Success is never built alone. The people and environments around you shape how you think, what you believe is possible, and how boldly you move. One of the most important questions founders can ask is whether the rooms they’re in are expanding their perspective or keeping them small. What I’m focused on now is being intentional about the relationships I nurture and the energy I allow into the spaces I build. Surrounding myself, and our community, with people who are growth-minded, generous, and willing to have real conversations. Because whether you’re stepping into rooms or creating them yourself, the people within them shape what’s possible next.


// What am I giving myself permission to leave behind in 2025?


We all carry habits, expectations and pressures that feel familiar but aren’t actually serving us. For me, that looks like overcommitting, compressing timelines and taking on work that drains more than it builds. Growth doesn’t always come from adding more. Sometimes it comes from releasing what’s been weighing you down.


// What do I want to feel at the end of 2026?


This question shifted everything. Not “What do I want to achieve?” but “How do I want my life and work to feel?” Calm. Focused.

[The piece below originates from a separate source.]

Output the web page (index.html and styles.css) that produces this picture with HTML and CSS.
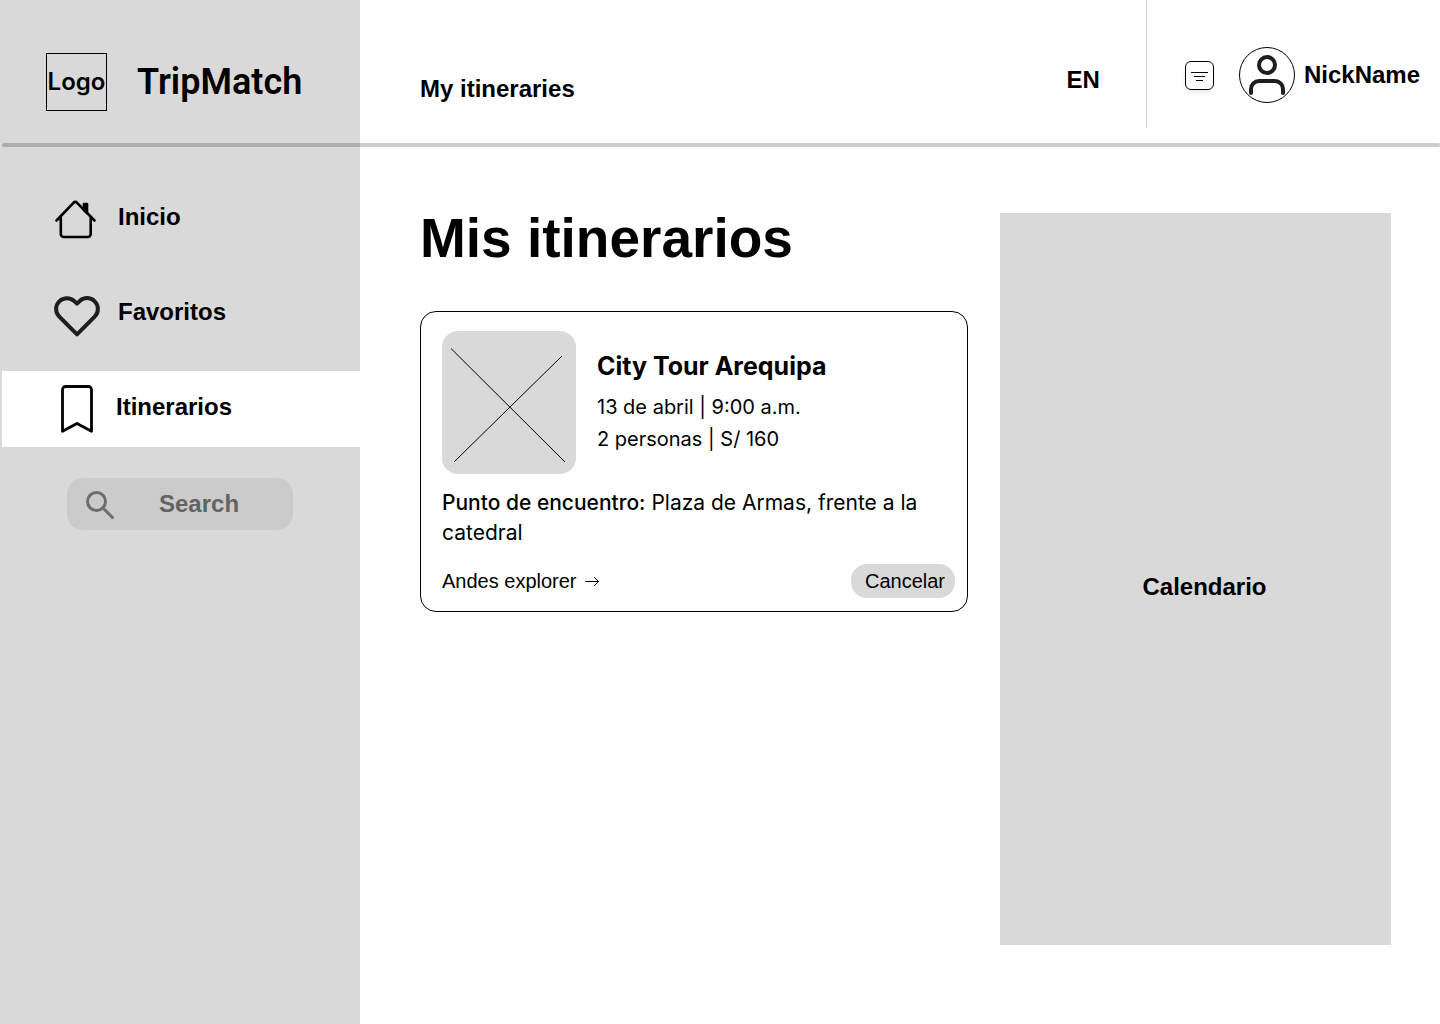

Expansive. Proud. Clear. When the feeling becomes the compass, the decisions become a lot simpler.


Heading into 2026, I’m realising something that would have annoyed my younger self: you can work hard without working frantically. Growth isn’t always found in acceleration. Sometimes it happens in the pause and in the reflection, the recalibration and the choice to carry less instead of more.


I’m still learning this. I am certainly not the poster child for slow, serene entrepreneurship. But I’m trying to build from clarity instead of adrenaline, and that small shift is already reshaping how I think about next year.